##### Provided data

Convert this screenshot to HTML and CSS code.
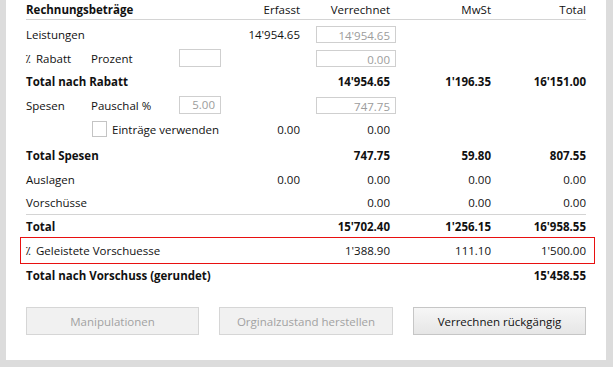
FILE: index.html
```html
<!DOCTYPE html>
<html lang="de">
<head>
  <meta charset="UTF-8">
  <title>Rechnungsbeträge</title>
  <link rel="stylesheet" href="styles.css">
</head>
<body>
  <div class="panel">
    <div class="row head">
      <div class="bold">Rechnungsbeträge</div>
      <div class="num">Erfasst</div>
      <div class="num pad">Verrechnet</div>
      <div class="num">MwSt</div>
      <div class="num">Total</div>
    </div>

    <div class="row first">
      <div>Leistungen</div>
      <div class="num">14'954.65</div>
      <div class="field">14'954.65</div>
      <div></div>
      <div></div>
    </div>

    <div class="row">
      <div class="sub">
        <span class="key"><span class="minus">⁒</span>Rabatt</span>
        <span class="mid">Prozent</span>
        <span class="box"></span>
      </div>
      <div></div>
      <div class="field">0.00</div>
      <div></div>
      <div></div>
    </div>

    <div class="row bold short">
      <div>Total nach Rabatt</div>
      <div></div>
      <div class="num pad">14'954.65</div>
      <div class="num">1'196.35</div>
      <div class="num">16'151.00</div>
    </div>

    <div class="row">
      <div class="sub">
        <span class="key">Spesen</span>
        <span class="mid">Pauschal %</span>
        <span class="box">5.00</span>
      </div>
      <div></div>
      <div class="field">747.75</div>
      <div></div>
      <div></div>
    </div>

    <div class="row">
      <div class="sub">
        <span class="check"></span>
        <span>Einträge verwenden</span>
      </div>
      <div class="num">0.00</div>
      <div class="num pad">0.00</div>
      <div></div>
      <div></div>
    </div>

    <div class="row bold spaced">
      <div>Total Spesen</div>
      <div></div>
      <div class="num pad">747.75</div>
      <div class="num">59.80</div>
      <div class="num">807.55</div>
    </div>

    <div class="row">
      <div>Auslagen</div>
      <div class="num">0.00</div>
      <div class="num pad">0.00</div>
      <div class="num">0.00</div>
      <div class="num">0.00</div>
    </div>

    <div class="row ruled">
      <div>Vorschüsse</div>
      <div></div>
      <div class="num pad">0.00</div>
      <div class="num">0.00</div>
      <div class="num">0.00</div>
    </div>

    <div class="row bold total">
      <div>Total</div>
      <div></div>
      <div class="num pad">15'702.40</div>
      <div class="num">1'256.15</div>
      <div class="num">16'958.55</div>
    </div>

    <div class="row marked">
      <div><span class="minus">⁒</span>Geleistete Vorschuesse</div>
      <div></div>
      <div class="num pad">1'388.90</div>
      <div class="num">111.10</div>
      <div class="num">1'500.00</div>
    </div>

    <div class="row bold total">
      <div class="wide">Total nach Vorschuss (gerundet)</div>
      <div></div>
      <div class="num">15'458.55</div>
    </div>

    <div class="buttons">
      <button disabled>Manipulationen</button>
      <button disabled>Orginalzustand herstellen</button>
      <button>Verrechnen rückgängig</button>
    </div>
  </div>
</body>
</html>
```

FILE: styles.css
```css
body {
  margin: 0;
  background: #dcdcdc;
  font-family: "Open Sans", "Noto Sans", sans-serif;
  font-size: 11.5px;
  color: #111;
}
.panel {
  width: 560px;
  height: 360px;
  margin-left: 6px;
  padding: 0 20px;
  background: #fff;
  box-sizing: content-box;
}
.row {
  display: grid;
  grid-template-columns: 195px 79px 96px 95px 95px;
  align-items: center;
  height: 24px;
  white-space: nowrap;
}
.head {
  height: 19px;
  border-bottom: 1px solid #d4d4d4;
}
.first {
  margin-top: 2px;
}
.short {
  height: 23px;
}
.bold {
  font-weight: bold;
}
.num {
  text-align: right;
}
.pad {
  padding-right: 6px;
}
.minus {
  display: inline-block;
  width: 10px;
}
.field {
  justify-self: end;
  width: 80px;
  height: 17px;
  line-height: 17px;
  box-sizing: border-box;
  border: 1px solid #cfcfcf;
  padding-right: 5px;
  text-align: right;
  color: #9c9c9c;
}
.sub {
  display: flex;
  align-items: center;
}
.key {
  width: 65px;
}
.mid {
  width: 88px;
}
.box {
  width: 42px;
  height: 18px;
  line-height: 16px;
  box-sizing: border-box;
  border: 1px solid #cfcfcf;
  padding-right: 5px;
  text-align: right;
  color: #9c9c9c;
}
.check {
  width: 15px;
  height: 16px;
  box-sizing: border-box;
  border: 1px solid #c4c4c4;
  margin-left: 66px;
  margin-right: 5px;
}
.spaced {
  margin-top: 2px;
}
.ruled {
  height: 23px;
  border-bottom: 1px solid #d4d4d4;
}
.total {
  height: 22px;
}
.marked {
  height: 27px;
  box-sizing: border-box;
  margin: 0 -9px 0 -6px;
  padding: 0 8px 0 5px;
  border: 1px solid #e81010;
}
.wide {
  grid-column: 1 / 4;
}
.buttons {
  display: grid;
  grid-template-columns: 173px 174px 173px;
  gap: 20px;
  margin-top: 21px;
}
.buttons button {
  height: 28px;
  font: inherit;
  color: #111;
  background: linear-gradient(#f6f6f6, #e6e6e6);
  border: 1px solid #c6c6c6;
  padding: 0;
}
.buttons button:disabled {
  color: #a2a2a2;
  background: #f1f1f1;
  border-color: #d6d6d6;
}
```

##########

▸ Problem requirements: Reproduce the material above in full, exactly, with no images.

▸ The answer:
Convert this screenshot to HTML and CSS code.
FILE: index.html
```html
<!DOCTYPE html>
<html lang="de">
<head>
  <meta charset="UTF-8">
  <title>Rechnungsbeträge</title>
  <link rel="stylesheet" href="styles.css">
</head>
<body>
  <div class="panel">
    <div class="row head">
      <div class="bold">Rechnungsbeträge</div>
      <div class="num">Erfasst</div>
      <div class="num pad">Verrechnet</div>
      <div class="num">MwSt</div>
      <div class="num">Total</div>
    </div>

    <div class="row first">
      <div>Leistungen</div>
      <div class="num">14'954.65</div>
      <div class="field">14'954.65</div>
      <div></div>
      <div></div>
    </div>

    <div class="row">
      <div class="sub">
        <span class="key"><span class="minus">⁒</span>Rabatt</span>
        <span class="mid">Prozent</span>
        <span class="box"></span>
      </div>
      <div></div>
      <div class="field">0.00</div>
      <div></div>
      <div></div>
    </div>

    <div class="row bold short">
      <div>Total nach Rabatt</div>
      <div></div>
      <div class="num pad">14'954.65</div>
      <div class="num">1'196.35</div>
      <div class="num">16'151.00</div>
    </div>

    <div class="row">
      <div class="sub">
        <span class="key">Spesen</span>
        <span class="mid">Pauschal %</span>
        <span class="box">5.00</span>
      </div>
      <div></div>
      <div class="field">747.75</div>
      <div></div>
      <div></div>
    </div>

    <div class="row">
      <div class="sub">
        <span class="check"></span>
        <span>Einträge verwenden</span>
      </div>
      <div class="num">0.00</div>
      <div class="num pad">0.00</div>
      <div></div>
      <div></div>
    </div>

    <div class="row bold spaced">
      <div>Total Spesen</div>
      <div></div>
      <div class="num pad">747.75</div>
      <div class="num">59.80</div>
      <div class="num">807.55</div>
    </div>

    <div class="row">
      <div>Auslagen</div>
      <div class="num">0.00</div>
      <div class="num pad">0.00</div>
      <div class="num">0.00</div>
      <div class="num">0.00</div>
    </div>

    <div class="row ruled">
      <div>Vorschüsse</div>
      <div></div>
      <div class="num pad">0.00</div>
      <div class="num">0.00</div>
      <div class="num">0.00</div>
    </div>

    <div class="row bold total">
      <div>Total</div>
      <div></div>
      <div class="num pad">15'702.40</div>
      <div class="num">1'256.15</div>
      <div class="num">16'958.55</div>
    </div>

    <div class="row marked">
      <div><span class="minus">⁒</span>Geleistete Vorschuesse</div>
      <div></div>
      <div class="num pad">1'388.90</div>
      <div class="num">111.10</div>
      <div class="num">1'500.00</div>
    </div>

    <div class="row bold total">
      <div class="wide">Total nach Vorschuss (gerundet)</div>
      <div></div>
      <div class="num">15'458.55</div>
    </div>

    <div class="buttons">
      <button disabled>Manipulationen</button>
      <button disabled>Orginalzustand herstellen</button>
      <button>Verrechnen rückgängig</button>
    </div>
  </div>
</body>
</html>
```

FILE: styles.css
```css
body {
  margin: 0;
  background: #dcdcdc;
  font-family: "Open Sans", "Noto Sans", sans-serif;
  font-size: 11.5px;
  color: #111;
}
.panel {
  width: 560px;
  height: 360px;
  margin-left: 6px;
  padding: 0 20px;
  background: #fff;
  box-sizing: content-box;
}
.row {
  display: grid;
  grid-template-columns: 195px 79px 96px 95px 95px;
  align-items: center;
  height: 24px;
  white-space: nowrap;
}
.head {
  height: 19px;
  border-bottom: 1px solid #d4d4d4;
}
.first {
  margin-top: 2px;
}
.short {
  height: 23px;
}
.bold {
  font-weight: bold;
}
.num {
  text-align: right;
}
.pad {
  padding-right: 6px;
}
.minus {
  display: inline-block;
  width: 10px;
}
.field {
  justify-self: end;
  width: 80px;
  height: 17px;
  line-height: 17px;
  box-sizing: border-box;
  border: 1px solid #cfcfcf;
  padding-right: 5px;
  text-align: right;
  color: #9c9c9c;
}
.sub {
  display: flex;
  align-items: center;
}
.key {
  width: 65px;
}
.mid {
  width: 88px;
}
.box {
  width: 42px;
  height: 18px;
  line-height: 16px;
  box-sizing: border-box;
  border: 1px solid #cfcfcf;
  padding-right: 5px;
  text-align: right;
  color: #9c9c9c;
}
.check {
  width: 15px;
  height: 16px;
  box-sizing: border-box;
  border: 1px solid #c4c4c4;
  margin-left: 66px;
  margin-right: 5px;
}
.spaced {
  margin-top: 2px;
}
.ruled {
  height: 23px;
  border-bottom: 1px solid #d4d4d4;
}
.total {
  height: 22px;
}
.marked {
  height: 27px;
  box-sizing: border-box;
  margin: 0 -9px 0 -6px;
  padding: 0 8px 0 5px;
  border: 1px solid #e81010;
}
.wide {
  grid-column: 1 / 4;
}
.buttons {
  display: grid;
  grid-template-columns: 173px 174px 173px;
  gap: 20px;
  margin-top: 21px;
}
.buttons button {
  height: 28px;
  font: inherit;
  color: #111;
  background: linear-gradient(#f6f6f6, #e6e6e6);
  border: 1px solid #c6c6c6;
  padding: 0;
}
.buttons button:disabled {
  color: #a2a2a2;
  background: #f1f1f1;
  border-color: #d6d6d6;
}
```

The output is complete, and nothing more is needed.